Apesar de a Corte ter deferido o pedido da Ucrânia de medidas conservatórias, determinando a suspensão imediata das operações militares (https://www.icj-cij.org/public/files/case-related/182/182-20220227-PRE-01-00-FR.pdf), é preciso lembrar que a jurisprudência internacional sempre foi bastante comedida no reconhecimento do genocídio, fazendo-o somente em casos mais evidentes e extremos, a exemplo do que ocorreu nas decisões do Tribunal Penal Internacional de Ruanda.

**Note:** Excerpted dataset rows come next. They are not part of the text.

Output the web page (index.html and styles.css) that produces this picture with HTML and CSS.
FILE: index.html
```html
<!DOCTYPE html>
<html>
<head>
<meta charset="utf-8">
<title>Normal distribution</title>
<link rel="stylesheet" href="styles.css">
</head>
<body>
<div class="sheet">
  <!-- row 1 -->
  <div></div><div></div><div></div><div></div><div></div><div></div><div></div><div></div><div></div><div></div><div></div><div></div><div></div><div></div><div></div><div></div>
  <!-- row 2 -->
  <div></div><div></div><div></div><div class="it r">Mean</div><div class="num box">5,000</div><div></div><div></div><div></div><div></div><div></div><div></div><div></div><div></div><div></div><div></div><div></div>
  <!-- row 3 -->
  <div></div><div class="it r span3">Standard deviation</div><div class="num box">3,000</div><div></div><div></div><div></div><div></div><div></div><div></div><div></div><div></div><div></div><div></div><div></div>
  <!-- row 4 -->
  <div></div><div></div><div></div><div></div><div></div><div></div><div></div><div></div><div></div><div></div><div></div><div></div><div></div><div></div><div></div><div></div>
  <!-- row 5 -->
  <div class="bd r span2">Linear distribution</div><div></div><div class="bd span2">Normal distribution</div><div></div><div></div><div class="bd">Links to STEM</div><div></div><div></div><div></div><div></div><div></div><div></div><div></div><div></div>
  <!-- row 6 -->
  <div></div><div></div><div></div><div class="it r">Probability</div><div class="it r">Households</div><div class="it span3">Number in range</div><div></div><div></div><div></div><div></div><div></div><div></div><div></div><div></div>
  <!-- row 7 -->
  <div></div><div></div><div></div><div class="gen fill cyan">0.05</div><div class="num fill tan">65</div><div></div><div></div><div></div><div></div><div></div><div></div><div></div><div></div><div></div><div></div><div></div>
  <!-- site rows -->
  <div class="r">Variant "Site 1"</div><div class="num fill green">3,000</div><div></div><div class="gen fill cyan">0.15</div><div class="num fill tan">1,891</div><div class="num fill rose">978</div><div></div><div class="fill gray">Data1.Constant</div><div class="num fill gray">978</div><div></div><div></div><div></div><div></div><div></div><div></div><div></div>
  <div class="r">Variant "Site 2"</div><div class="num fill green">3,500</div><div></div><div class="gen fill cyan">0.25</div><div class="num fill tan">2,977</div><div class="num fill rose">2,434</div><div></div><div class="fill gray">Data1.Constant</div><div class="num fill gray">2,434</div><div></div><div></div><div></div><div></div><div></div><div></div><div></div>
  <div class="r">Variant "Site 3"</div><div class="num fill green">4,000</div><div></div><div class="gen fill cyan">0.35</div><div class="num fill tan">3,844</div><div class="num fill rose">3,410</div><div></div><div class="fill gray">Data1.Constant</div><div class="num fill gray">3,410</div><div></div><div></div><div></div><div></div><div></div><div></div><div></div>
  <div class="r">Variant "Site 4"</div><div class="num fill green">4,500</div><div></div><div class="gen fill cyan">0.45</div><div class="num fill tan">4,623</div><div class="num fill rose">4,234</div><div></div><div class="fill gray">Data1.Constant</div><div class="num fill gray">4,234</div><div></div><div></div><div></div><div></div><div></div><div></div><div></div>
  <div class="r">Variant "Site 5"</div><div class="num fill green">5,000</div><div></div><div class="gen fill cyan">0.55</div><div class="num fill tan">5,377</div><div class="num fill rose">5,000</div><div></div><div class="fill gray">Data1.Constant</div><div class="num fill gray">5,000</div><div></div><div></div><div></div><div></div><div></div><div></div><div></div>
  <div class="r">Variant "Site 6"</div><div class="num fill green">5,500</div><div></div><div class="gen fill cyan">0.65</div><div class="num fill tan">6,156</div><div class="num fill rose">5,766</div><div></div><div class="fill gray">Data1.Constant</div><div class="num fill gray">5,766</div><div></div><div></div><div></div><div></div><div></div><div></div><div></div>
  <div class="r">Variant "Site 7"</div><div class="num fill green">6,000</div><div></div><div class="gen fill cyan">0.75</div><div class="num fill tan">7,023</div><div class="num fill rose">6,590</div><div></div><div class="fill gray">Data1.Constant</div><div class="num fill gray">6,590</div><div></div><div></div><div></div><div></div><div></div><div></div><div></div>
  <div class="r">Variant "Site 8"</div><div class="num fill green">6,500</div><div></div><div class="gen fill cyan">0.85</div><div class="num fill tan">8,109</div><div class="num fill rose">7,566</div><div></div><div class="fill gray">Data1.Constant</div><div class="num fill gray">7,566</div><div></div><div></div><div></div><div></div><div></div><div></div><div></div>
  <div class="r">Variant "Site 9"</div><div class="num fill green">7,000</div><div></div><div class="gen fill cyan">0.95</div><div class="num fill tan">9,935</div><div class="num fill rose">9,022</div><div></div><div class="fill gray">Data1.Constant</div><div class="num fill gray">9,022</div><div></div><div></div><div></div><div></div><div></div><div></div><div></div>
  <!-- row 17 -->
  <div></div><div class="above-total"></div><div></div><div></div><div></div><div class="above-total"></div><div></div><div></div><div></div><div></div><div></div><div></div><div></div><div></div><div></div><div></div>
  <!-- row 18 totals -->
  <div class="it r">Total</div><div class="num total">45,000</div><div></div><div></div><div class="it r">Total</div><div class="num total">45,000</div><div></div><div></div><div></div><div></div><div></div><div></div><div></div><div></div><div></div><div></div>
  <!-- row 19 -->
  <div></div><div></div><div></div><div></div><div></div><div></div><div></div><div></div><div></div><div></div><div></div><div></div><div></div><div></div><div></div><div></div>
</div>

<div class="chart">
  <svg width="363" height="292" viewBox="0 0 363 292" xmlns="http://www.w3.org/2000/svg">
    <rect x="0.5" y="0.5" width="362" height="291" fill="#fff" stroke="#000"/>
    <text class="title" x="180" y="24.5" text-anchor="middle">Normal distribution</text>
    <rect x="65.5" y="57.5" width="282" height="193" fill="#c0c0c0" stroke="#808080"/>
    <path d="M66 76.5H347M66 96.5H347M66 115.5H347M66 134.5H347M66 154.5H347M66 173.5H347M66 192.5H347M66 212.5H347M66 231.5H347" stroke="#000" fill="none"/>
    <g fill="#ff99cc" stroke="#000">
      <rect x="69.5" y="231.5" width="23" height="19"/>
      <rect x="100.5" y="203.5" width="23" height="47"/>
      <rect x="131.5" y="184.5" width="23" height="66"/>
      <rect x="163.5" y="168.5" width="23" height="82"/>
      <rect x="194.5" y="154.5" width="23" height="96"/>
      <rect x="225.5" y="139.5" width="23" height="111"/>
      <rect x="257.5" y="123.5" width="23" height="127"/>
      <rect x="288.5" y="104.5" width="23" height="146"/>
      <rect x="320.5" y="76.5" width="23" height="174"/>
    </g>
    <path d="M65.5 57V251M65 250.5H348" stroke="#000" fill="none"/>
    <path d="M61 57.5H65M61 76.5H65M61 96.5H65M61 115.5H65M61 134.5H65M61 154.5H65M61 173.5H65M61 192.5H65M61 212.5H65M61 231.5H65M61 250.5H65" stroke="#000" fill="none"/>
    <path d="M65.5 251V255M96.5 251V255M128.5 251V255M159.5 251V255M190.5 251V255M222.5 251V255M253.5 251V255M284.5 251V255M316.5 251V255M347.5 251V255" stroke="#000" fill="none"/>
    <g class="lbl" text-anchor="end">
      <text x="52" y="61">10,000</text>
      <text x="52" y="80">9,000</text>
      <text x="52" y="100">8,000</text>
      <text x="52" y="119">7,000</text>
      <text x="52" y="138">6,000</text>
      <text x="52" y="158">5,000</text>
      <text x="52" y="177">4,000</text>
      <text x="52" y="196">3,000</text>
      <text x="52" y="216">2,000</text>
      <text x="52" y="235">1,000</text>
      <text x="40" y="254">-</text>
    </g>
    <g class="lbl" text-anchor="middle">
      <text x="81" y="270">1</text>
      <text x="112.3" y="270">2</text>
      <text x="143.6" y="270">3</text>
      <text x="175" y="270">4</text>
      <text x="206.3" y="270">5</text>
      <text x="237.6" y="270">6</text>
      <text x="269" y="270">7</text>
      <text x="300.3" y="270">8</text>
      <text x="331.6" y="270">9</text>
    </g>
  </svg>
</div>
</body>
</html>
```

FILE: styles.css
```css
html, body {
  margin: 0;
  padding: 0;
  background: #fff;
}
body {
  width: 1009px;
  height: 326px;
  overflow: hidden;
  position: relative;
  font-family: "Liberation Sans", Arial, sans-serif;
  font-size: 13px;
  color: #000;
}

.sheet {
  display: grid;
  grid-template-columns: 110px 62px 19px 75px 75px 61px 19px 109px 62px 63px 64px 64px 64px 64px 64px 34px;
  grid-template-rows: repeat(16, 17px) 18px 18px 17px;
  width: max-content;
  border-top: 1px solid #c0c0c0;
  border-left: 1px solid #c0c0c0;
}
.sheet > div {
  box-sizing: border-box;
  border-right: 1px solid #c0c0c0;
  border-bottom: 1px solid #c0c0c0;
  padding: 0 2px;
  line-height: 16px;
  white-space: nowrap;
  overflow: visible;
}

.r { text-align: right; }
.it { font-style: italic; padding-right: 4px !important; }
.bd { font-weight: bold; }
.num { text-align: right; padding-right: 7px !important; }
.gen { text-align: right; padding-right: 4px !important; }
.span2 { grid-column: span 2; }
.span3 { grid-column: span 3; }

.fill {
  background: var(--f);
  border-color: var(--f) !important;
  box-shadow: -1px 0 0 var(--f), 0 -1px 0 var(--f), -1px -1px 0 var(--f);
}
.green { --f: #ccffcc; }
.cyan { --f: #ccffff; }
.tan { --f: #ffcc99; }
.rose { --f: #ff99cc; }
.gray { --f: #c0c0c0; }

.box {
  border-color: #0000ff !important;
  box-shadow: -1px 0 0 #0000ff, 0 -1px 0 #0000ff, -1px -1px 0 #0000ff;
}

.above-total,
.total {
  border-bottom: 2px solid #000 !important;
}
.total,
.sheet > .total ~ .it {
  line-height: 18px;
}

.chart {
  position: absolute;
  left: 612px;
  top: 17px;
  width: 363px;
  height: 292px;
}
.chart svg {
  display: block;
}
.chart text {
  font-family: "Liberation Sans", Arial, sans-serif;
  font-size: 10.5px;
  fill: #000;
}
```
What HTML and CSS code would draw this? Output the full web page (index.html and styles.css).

     Basta ver a decisão prolatada pela própria Corte Internacional de Justiça no julgamento dos casos Croácia versus Sérvia (https://www.icj-cij.org/public/files/case-related/118/118-20150203-JUD-01-00-FR.pdf) e Bósnia e Erzegovina versus Sérvia (https://www.icj-cij.org/public/files/case-related/91/091-20070226-JUD-01-00-FR.pdf), em que  as demandas foram rejeitadas. A CIJ entendeu pelo não cometimento de crime de genocídio durante a guerra dos Balcãs, mesmo tendo diante dos olhos o massacre de Srebrenica, o mesmo que ensejou a condenação de Radovan Karadzic no Tribunal Penal Internacional para a ex-Iugoslávia (https://www.icty.org/en/case/karadzic).

     O que dizer então de um caso em que não há evidências do cometimento de crime de genocídio? A resposta é que dificilmente a Corte Internacional de Justiça acolherá o pedido da Ucrânia com base na convenção internacional para a prevenção e a punição do genocídio. Se não o fez em um caso claro de genocídio, dificilmente o fará em uma situação duvidosa.

       Em suma, mesmo diante de graves violações aos direitos humanos e a uma série de tratados internacionais, falha mais uma vez o direito internacional em seu objetivo de solucionar litígios entre Estados por uma via pacífica. O conflito da Ucrânia já dura mais de meio ano e seus desdobramentos fazem crer que existem apenas duas formas de encerrá-lo: ou pela rendição da Ucrânia ou pelo ingresso de países militarmente poderosos, com o risco de desencadear-se uma nova Guerra Mundial, em pleno século XXI.